Adaptation of a structured story-dialogue method for action research with social movement activist

Few people can resist a good story. Stories are about people and what they do. They’re how we think, and how we make meaning out of life experience. They offer emotion, perspective, and reflection, and touch us in ways that more abstract theoretical arguments simply cannot. Stories may also be triggers or starting points for deeper analysis and understanding of the work participants are engaged in together. Stories allow us to go deeper into the tensions embedded in practice, and redirect our energy towards developing solutions, insights, and more skillful practice. Dialogue and story-telling are essential elements of many qualitative methodologies, where the emphasis is on ‘getting participants to tell their stories’ to the researcher. But what if that process were opened up so that community leaders and social movement activists told their stories to each other? And what if a process could be created that would ‘seed’ those stories with findings from previous research, and carry participants through a process that enabled activists and movement leaders to reflect upon and distill key lessons learned (aka engage in on-the-fly analysis), as part of a multi-day retreat?

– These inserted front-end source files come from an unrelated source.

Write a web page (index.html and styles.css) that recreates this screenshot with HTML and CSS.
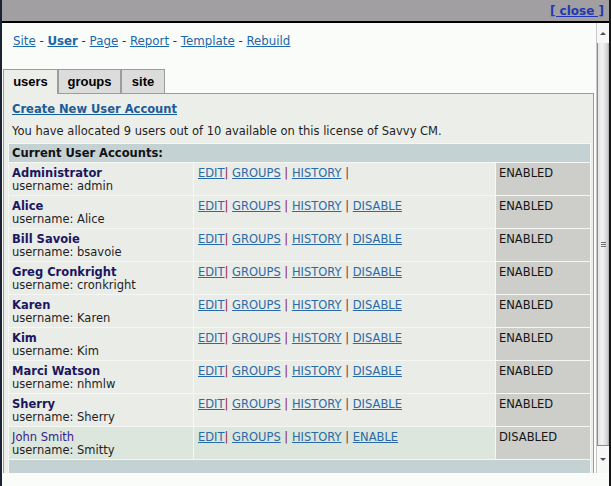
FILE: index.html
```html
<!DOCTYPE html>
<html>
<head>
<meta charset="utf-8">
<link rel="stylesheet" href="styles.css">
</head>
<body>
<div class="window">
  <div class="titlebar"><a class="close" href="#">[ close ]</a></div>
  <div class="frame">
    <div class="content">
      <div class="crumbs">
        <a href="#">Site</a> - <a href="#" class="current">User</a> - <a href="#">Page</a> - <a href="#">Report</a> - <a href="#">Template</a> - <a href="#">Rebuild</a>
      </div>
      <div class="tabs">
        <div class="tab tab-users active">users</div>
        <div class="tab tab-groups">groups</div>
        <div class="tab tab-site">site</div>
      </div>
      <div class="panel">
        <a class="create" href="#">Create New User Account</a>
        <p class="alloc">You have allocated 9 users out of 10 available on this license of Savvy CM.</p>
        <table class="users">
          <tr><th colspan="3">Current User Accounts:</th></tr>
          <tr>
            <td class="who"><span class="name">Administrator</span><br>username: admin</td>
            <td class="acts"><a href="#">EDIT</a><span class="sep">|</span> <a href="#">GROUPS</a> <span class="sep">|</span> <a href="#">HISTORY</a> <span class="sep">|</span></td>
            <td class="status">ENABLED</td>
          </tr>
          <tr>
            <td class="who"><span class="name">Alice</span><br>username: Alice</td>
            <td class="acts"><a href="#">EDIT</a><span class="sep">|</span> <a href="#">GROUPS</a> <span class="sep">|</span> <a href="#">HISTORY</a> <span class="sep">|</span> <a href="#">DISABLE</a></td>
            <td class="status">ENABLED</td>
          </tr>
          <tr>
            <td class="who"><span class="name">Bill Savoie</span><br>username: bsavoie</td>
            <td class="acts"><a href="#">EDIT</a><span class="sep">|</span> <a href="#">GROUPS</a> <span class="sep">|</span> <a href="#">HISTORY</a> <span class="sep">|</span> <a href="#">DISABLE</a></td>
            <td class="status">ENABLED</td>
          </tr>
          <tr>
            <td class="who"><span class="name">Greg Cronkright</span><br>username: cronkright</td>
            <td class="acts"><a href="#">EDIT</a><span class="sep">|</span> <a href="#">GROUPS</a> <span class="sep">|</span> <a href="#">HISTORY</a> <span class="sep">|</span> <a href="#">DISABLE</a></td>
            <td class="status">ENABLED</td>
          </tr>
          <tr>
            <td class="who"><span class="name">Karen</span><br>username: Karen</td>
            <td class="acts"><a href="#">EDIT</a><span class="sep">|</span> <a href="#">GROUPS</a> <span class="sep">|</span> <a href="#">HISTORY</a> <span class="sep">|</span> <a href="#">DISABLE</a></td>
            <td class="status">ENABLED</td>
          </tr>
          <tr>
            <td class="who"><span class="name">Kim</span><br>username: Kim</td>
            <td class="acts"><a href="#">EDIT</a><span class="sep">|</span> <a href="#">GROUPS</a> <span class="sep">|</span> <a href="#">HISTORY</a> <span class="sep">|</span> <a href="#">DISABLE</a></td>
            <td class="status">ENABLED</td>
          </tr>
          <tr>
            <td class="who"><span class="name">Marci Watson</span><br>username: nhmlw</td>
            <td class="acts"><a href="#">EDIT</a><span class="sep">|</span> <a href="#">GROUPS</a> <span class="sep">|</span> <a href="#">HISTORY</a> <span class="sep">|</span> <a href="#">DISABLE</a></td>
            <td class="status">ENABLED</td>
          </tr>
          <tr>
            <td class="who"><span class="name">Sherry</span><br>username: Sherry</td>
            <td class="acts"><a href="#">EDIT</a><span class="sep">|</span> <a href="#">GROUPS</a> <span class="sep">|</span> <a href="#">HISTORY</a> <span class="sep">|</span> <a href="#">DISABLE</a></td>
            <td class="status">ENABLED</td>
          </tr>
          <tr class="disabled">
            <td class="who"><span class="name">John Smith</span><br>username: Smitty</td>
            <td class="acts"><a href="#">EDIT</a><span class="sep">|</span> <a href="#">GROUPS</a> <span class="sep">|</span> <a href="#">HISTORY</a> <span class="sep">|</span> <a href="#">ENABLE</a></td>
            <td class="status">DISABLED</td>
          </tr>
          <tr><td class="foot" colspan="3"></td></tr>
        </table>
      </div>
    </div>
    <div class="scrollbar">
      <div class="sb-btn sb-up"><span class="arrow-up"></span></div>
      <div class="sb-track"><div class="sb-thumb"><span class="grip"></span></div></div>
      <div class="sb-btn sb-down"><span class="arrow-down"></span></div>
    </div>
  </div>
  <div class="bottom"></div>
</div>
</body>
</html>
```
FILE: styles.css
```css
* { box-sizing: border-box; }
html, body { margin: 0; padding: 0; }
body {
  width: 611px;
  height: 486px;
  overflow: hidden;
  background: #fafcf9;
  font-family: "DejaVu Sans", Verdana, sans-serif;
  color: #1a1a1a;
}
.window {
  width: 611px;
  height: 486px;
  border-left: 2px solid #1c2232;
  border-right: 2px solid #161616;
  display: flex;
  flex-direction: column;
  background: #fafcf9;
}
.titlebar {
  height: 23px;
  flex: none;
  background: #a19fa1;
  border-bottom: 2px solid #000;
  display: flex;
  justify-content: flex-end;
  align-items: center;
  padding-right: 5px;
}
.close {
  font-weight: bold;
  font-size: 12px;
  line-height: 14px;
  color: #2338b4;
  text-decoration: underline;
}
.frame {
  height: 450px;
  flex: none;
  display: flex;
}
.content {
  flex: 1;
  overflow: hidden;
  background: #fafcf9;
}
.crumbs {
  padding: 11px 0 0 11px;
  font-size: 11.8px;
  line-height: 14px;
  color: #333;
}
.crumbs a { color: #1a68aa; text-decoration: underline; }
.crumbs a.current { font-weight: bold; }
.tabs {
  display: flex;
  height: 24px;
  margin: 21px 0 0 1px;
  align-items: flex-start;
}
.tab {
  height: 24px;
  border: 1px solid #9c9c9c;
  border-bottom: none;
  background: #dcdcdc;
  font-family: "Liberation Sans", Arial, sans-serif;
  font-weight: bold;
  font-size: 13px;
  line-height: 23px;
  text-align: center;
  color: #000;
}
.tab-users { width: 55px; }
.tab-groups { width: 63px; }
.tab-site { width: 44px; }
.tab.active {
  background: #eceeea;
  height: 25px;
  position: relative;
  z-index: 1;
}
.panel {
  margin: 0 2px 0 1px;
  border: 1px solid #9c9c9c;
  background: #eceeea;
  padding-top: 8px;
  height: 400px;
}
.create {
  display: block;
  margin-left: 8px;
  font-weight: bold;
  font-size: 11.5px;
  line-height: 14px;
  color: #1a5c98;
  text-decoration: underline;
}
.alloc {
  margin: 8px 0 0 8px;
  font-size: 11.5px;
  line-height: 14px;
  color: #1e1e1e;
}
.users {
  margin: 5px 0 0 4px;
  width: 583px;
  border-collapse: separate;
  border-spacing: 1px;
  background: #f5f7f4;
  font-size: 11.5px;
  line-height: 13px;
}
.users th {
  height: 18px;
  padding: 0 3px;
  background: #c4d2d4;
  text-align: left;
  font-weight: bold;
  color: #111;
}
.users td {
  height: 32px;
  padding: 4px 3px 0;
  vertical-align: top;
  background: #eaece8;
  color: #1e1e1e;
}
.users td.who { width: 184px; }
.users td.acts { width: 301px; padding-left: 4px; }
.users td.status { width: 94px; background: #cdcec9; color: #151515; }
.name { font-weight: bold; color: #1b1660; }
.acts a { color: #2a6aa6; text-decoration: underline; }
.sep { color: #8a1f45; }
.disabled td.who, .disabled td.acts { background: #dce6dc; }
.disabled .name { font-weight: normal; color: #3a1c8c; }
.users td.foot { height: 30px; background: #c4d2d4; padding: 0; }
.scrollbar {
  width: 13px;
  flex: none;
  display: flex;
  flex-direction: column;
  background: #f4f4f4;
  border-left: 1px solid #c8c8c8;
}
.sb-btn {
  display: flex;
  align-items: center;
  justify-content: center;
  background: #f7f7f7;
}
.sb-up { height: 20px; }
.sb-down { height: 27px; }
.arrow-up {
  width: 0; height: 0;
  border-left: 3px solid transparent;
  border-right: 3px solid transparent;
  border-bottom: 3px solid #505050;
}
.arrow-down {
  width: 0; height: 0;
  border-left: 3px solid transparent;
  border-right: 3px solid transparent;
  border-top: 3px solid #505050;
}
.sb-track { flex: 1; display: flex; }
.sb-thumb {
  flex: 1;
  border-left: 1px solid #8c8c8c;
  border-bottom: 1px solid #8c8c8c;
  background: linear-gradient(to right, #e4e4e4, #f4f4f4 40%, #d2d2d2 85%, #a8a8a8);
  display: flex;
  align-items: center;
  justify-content: center;
}
.grip {
  width: 5px;
  height: 5px;
  border-top: 1px solid #707070;
  border-bottom: 1px solid #707070;
  background: linear-gradient(#fff0 40%, #707070 40%, #707070 60%, #fff0 60%);
}
.bottom { flex: 1; background: #fafcf9; }
```
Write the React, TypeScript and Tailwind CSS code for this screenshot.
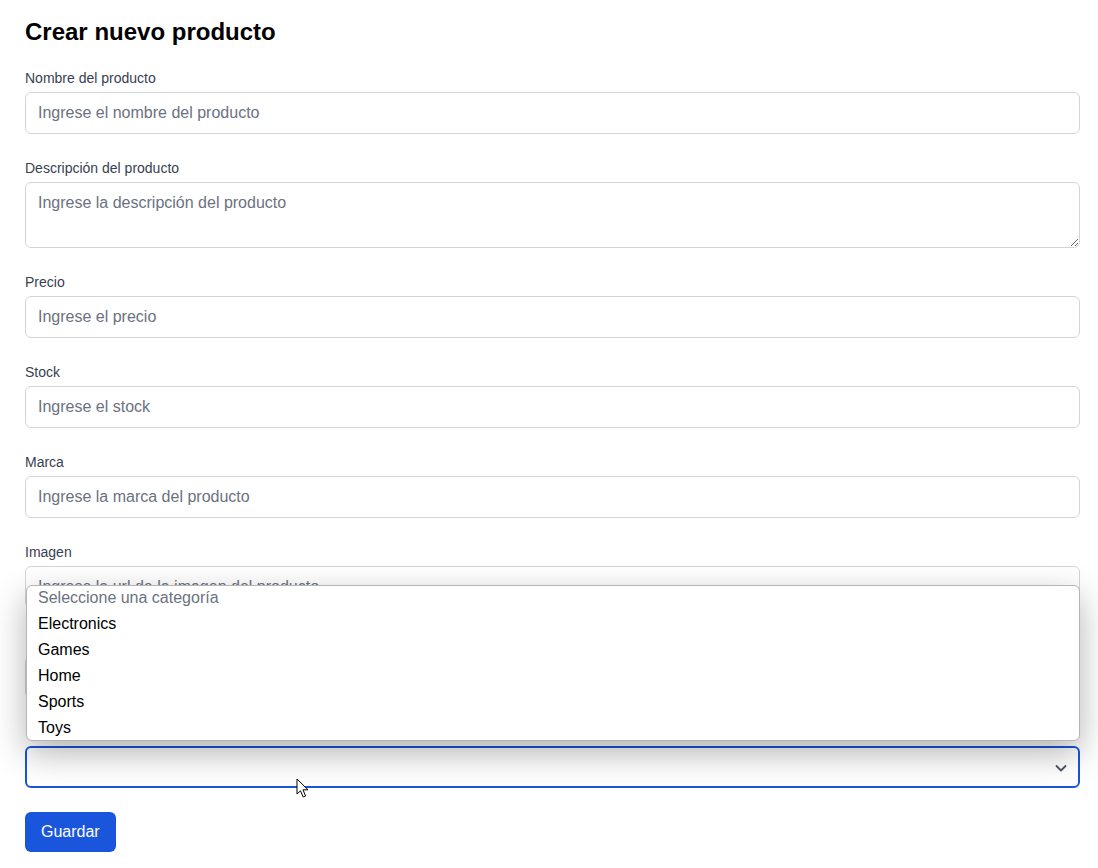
import React from "react";

const font = { fontFamily: '"Liberation Sans", Arial, sans-serif' };

function Field({ label, placeholder }: { label: string; placeholder: string }) {
  return (
    <div className="mb-6">
      <label className="block text-sm leading-5 text-[#374151] mb-1">{label || "\u00a0"}</label>
      <input
        type="text"
        placeholder={placeholder}
        className="block w-full h-[42px] px-3 py-2 text-base leading-6 border border-[#d1d5db] rounded-md bg-white text-black placeholder:text-[#6b7280] outline-none"
      />
    </div>
  );
}

export default function App() {
  const options = ["Electronics", "Games", "Home", "Sports", "Toys"];
  return (
    <div className="min-h-[868px] bg-white pl-[25px] pr-[18px] pt-4 relative" style={font}>
      <h1 className="text-2xl leading-8 font-bold text-black mb-5">Crear nuevo producto</h1>
      <form onSubmit={(e) => e.preventDefault()}>
        <Field label="Nombre del producto" placeholder="Ingrese el nombre del producto" />
        <div className="mb-6">
          <label className="block text-sm leading-5 text-[#374151] mb-1">Descripción del producto</label>
          <textarea
            rows={2}
            placeholder="Ingrese la descripción del producto"
            className="block w-full h-[66px] px-3 py-2 text-base leading-6 border border-[#d1d5db] rounded-md bg-white placeholder:text-[#6b7280] outline-none"
          />
        </div>
        <Field label="Precio" placeholder="Ingrese el precio" />
        <Field label="Stock" placeholder="Ingrese el stock" />
        <Field label="Marca" placeholder="Ingrese la marca del producto" />
        <Field label="Imagen" placeholder="Ingrese la url de la imagen del producto" />
        {/* field hidden behind the open dropdown */}
        <Field label="" placeholder="" />
        <div className="mb-6">
          <label className="block text-sm leading-5 text-[#374151] mb-1">{"\u00a0"}</label>
          <div className="relative">
            <div className="w-full h-[42px] rounded-md border-2 border-[#1a56db] bg-white" />
            <svg
              className="absolute right-[12px] top-[15px]"
              width="14"
              height="14"
              viewBox="0 0 14 14"
              fill="none"
            >
              <path d="M2.5 5 L7 9.5 L11.5 5" stroke="#4b5563" strokeWidth="1.8" strokeLinecap="round" strokeLinejoin="round" />
            </svg>
            {/* native dropdown popup */}
            <div className="absolute left-px right-0 bottom-full mb-[5px] h-[156px] bg-white border border-[#b5b5b5] rounded-md shadow-[0_12px_34px_rgba(0,0,0,0.3)] overflow-hidden">
              <div className="h-[26px] px-[11px] text-base leading-[24px] text-[#6b7280]">Seleccione una categoría</div>
              {options.map((o) => (
                <div key={o} className="h-[26px] px-[11px] text-base leading-[24px] text-black">
                  {o}
                </div>
              ))}
            </div>
            {/* mouse cursor */}
            <svg className="absolute left-[271px] top-[32px]" width="14" height="22" viewBox="0 0 14 22">
              <path d="M1 1 L1 16 L4.5 12.8 L7.2 19 L9.6 18 L7 11.8 L12 11.8 Z" fill="white" stroke="black" strokeWidth="1" strokeLinejoin="round" />
            </svg>
          </div>
        </div>
        <button type="submit" className="h-10 px-4 rounded-md bg-[#1a56db] text-white text-base leading-6">
          Guardar
        </button>
      </form>
    </div>
  );
}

This paper reports on the adaptation of a structured story-dialogue method for research with social movement activists undertaken in the form of a series of regional weekend workshops animated by researchers and attended by Transition movement leaders and participants from multiple locales, as part of a larger study ( We draw upon participant observation, animator reflections, research team meetings, participant feedback, as well as workshop materials, in relation to two different adaptations of Labonte & Feather’s original formulation (1996) and subsequent reflections (2011), setting this in the context of a broader literature on structured story-dialogue methods with groups. The potential of structured story-dialogue methods for research on, with and for social movements is highlighted.